Quelle est donc cette foule immense, en présence de Dieu, revêtus de robes blanches, comme une épouse devant son bien-aimé, lumineuse dans sa robe blanchie par le sang de l’agneau. Quelle est donc cette manière de nous parler, pour nous faire entendre ce que nous ne pouvons pas voir, ni même imaginer ?
        Dans le livre de l’Exode, il est écrit que Dieu demanda aux fils d’Israël d’égorger un agneau d’un an et bien fait, d’en prendre le sang et de le mettre sur les portes de leur maison. Ainsi serait marquée du sceau de l’amour de Dieu toute la lignée des fils d’Israël. Marqué par le sang, marqué dans la vie même qui leur a été donnée.
La nuit terrible qui suivit, tous les premiers nés des Egyptiens et de leur bétail moururent. Toute matrice vivante, ouverte par son premier enfant, fut touchée. A la fin de cette nuit, les fils d’Israël, sains et saufs, sortirent d’Egypte pour l’aventure qu’ils n’ont cessé de poursuivre, conduit par la main de Dieu.
Ceci est un signe pour nous : tout fils d’homme, né de l’homme et de la femme, créé à l’image de Dieu, porte en même temps une marque et un destin. La marque indélébile, dans sa chair, est celle de l’amour que Dieu lui porte, la marque des « enfants de Dieu ». Et, dans le même temps, le destin dans lequel il est tenu prisonnier, le destin façonné selon son époque et son pays par l’impérieuse envie de quitter le nid, de voler de ses propres ailes, de vivre de ses propres rencontres et de construire son propre monde.
        Puis est venu une autre nuit. La lumière inondait une étable à Bethléem. Un enfant nous est né. La Parole de Dieu s’est faite chair. Ce fils d’homme a révélé, jour après jour, ce qui était caché en chacun de nous, depuis la fondation du monde : la marque originaire de l’amour que Dieu nous porte, et l’ultime passion qui coule dans nos veines et nous conduit vers notre Père qui est aux cieux.
Le monde a réagi très vite. Le monde sous toutes ses formes, politiques et religieuses, a tenté d’effacer cette puissance d’amour oublié. Alors que Jésus était déjà mort, un soldat, d’un coup de lance, a ouvert son côté. Le sang de Jésus a coulé sur nous. La vie du Christ, la vie du Fils de Dieu, a lavé ce que portaient sur eux toutes les générations de la terre. La vérité était en marche désormais.

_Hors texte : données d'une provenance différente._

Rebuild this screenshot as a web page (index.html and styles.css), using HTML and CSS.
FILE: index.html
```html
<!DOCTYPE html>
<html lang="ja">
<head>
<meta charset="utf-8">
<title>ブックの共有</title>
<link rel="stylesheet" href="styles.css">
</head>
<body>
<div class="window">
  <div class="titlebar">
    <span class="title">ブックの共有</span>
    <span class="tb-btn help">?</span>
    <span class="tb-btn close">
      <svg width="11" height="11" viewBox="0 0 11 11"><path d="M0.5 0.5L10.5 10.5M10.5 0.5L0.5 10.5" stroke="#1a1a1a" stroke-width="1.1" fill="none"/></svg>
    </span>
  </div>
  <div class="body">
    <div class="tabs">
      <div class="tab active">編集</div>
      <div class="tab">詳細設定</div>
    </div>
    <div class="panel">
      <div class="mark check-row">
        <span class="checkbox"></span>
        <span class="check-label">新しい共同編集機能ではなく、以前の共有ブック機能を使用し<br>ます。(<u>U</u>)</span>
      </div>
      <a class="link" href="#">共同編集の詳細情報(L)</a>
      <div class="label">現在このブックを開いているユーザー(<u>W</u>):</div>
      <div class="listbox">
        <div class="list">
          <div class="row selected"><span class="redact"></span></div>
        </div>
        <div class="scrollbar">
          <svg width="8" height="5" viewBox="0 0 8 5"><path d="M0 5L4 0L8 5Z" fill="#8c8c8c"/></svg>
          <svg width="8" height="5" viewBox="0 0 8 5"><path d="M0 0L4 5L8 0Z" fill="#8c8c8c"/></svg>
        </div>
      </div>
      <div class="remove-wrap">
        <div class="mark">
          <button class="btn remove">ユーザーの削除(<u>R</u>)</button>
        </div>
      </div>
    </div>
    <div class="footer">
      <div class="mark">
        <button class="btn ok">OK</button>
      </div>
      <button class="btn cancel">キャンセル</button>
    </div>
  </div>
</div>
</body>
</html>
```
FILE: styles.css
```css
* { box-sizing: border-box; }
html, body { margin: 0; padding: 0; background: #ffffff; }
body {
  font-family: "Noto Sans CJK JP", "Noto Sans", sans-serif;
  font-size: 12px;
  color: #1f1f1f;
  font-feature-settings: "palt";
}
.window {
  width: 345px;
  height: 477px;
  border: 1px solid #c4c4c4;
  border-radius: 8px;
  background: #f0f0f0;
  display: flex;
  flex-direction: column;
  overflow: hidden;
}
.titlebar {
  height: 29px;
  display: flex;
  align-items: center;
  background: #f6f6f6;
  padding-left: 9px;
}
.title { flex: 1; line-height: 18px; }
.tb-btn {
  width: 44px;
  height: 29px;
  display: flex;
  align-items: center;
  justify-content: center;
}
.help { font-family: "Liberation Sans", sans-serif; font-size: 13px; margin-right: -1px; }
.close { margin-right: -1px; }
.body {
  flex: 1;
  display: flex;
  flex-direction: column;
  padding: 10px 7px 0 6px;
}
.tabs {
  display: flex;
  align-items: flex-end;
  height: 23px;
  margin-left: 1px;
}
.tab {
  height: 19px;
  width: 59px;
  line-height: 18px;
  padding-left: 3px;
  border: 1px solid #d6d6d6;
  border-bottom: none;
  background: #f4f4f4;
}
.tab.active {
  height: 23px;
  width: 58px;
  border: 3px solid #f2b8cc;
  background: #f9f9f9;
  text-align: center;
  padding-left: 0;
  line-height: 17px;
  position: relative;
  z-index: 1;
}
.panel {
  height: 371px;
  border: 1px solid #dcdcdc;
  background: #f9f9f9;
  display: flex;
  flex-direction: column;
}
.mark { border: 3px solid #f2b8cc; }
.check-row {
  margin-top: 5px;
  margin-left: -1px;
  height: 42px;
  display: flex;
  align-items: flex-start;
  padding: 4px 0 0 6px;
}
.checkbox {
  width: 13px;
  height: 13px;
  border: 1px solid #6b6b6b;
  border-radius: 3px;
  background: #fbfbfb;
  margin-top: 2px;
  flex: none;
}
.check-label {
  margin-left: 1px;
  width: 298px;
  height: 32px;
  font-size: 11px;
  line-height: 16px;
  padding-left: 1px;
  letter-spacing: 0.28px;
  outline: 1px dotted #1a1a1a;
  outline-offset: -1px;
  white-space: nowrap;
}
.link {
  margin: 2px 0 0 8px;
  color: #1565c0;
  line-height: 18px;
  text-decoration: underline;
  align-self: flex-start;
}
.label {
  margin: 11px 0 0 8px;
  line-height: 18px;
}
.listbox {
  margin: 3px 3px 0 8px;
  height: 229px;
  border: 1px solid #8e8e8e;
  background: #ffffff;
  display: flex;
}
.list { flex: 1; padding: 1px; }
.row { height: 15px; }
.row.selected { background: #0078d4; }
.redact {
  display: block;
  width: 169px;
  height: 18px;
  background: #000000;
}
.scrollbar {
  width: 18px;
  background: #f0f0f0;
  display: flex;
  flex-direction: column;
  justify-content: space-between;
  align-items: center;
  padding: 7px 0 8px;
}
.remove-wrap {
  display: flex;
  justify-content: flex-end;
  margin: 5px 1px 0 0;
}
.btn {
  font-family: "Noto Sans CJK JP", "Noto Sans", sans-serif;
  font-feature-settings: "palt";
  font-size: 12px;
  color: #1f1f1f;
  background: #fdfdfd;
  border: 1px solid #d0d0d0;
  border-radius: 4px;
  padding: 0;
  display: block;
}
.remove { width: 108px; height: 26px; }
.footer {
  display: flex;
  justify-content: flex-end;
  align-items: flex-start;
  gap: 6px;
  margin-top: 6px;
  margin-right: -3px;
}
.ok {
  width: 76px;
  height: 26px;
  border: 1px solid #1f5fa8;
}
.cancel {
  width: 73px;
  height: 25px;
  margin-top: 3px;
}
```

        Un jour que Jésus regardait la grande foule qui le suivait, il dit à ses disciples : « heureux les mendiants de l’Esprit, heureux les doux, ceux qui pleurent et ceux qui ont faim de justice, ceux qui ont soif de moi, et qui sont en marche vers mon Père ». Ce jour-là, Jésus voyait ce qui perçait déjà dans le secret de cette foule qu’il avait sous les yeux, et qu’il montrait à ses disciples. Il voyait en eux la marque indélébile de la tendresse de Dieu. Il voyait ce qui était « sanctifié » dès l’origine dans le fruit de l’homme et de la femme. Il voyait que les fils d’homme sont des enfants de Dieu, dès le commencement.
        Voilà ce que nous célébrons aujourd’hui : la lumière du bout de la route, qui habille depuis le début, chaque fils d’homme, l’un après l’autre, les uns comme les autres. La lumière d’origine de cette foule immense, que rien ne peut corrompre, ni la mousse de l’indifférence, ni la terreur et la violence des enfants perdus, ni l’arrogance des riches et des puissants.
Nous célébrons aujourd’hui cette foule immense : ceux qui se trouvent déjà devant le Père et le Fils et l’Esprit saint, et nous-mêmes qui marchons dans la nuit et le brouillard vers ce soleil levant qui vient nous visiter, et ceux qui viennent derrière nous et qui, à leur tour, s’efforceront de garder leurs lampes allumées.
Demain, nous reconnaîtrons, dans les pleurs et l’espérance, l’amour et la force de Jésus-Christ qui nous réunit, dès maintenant.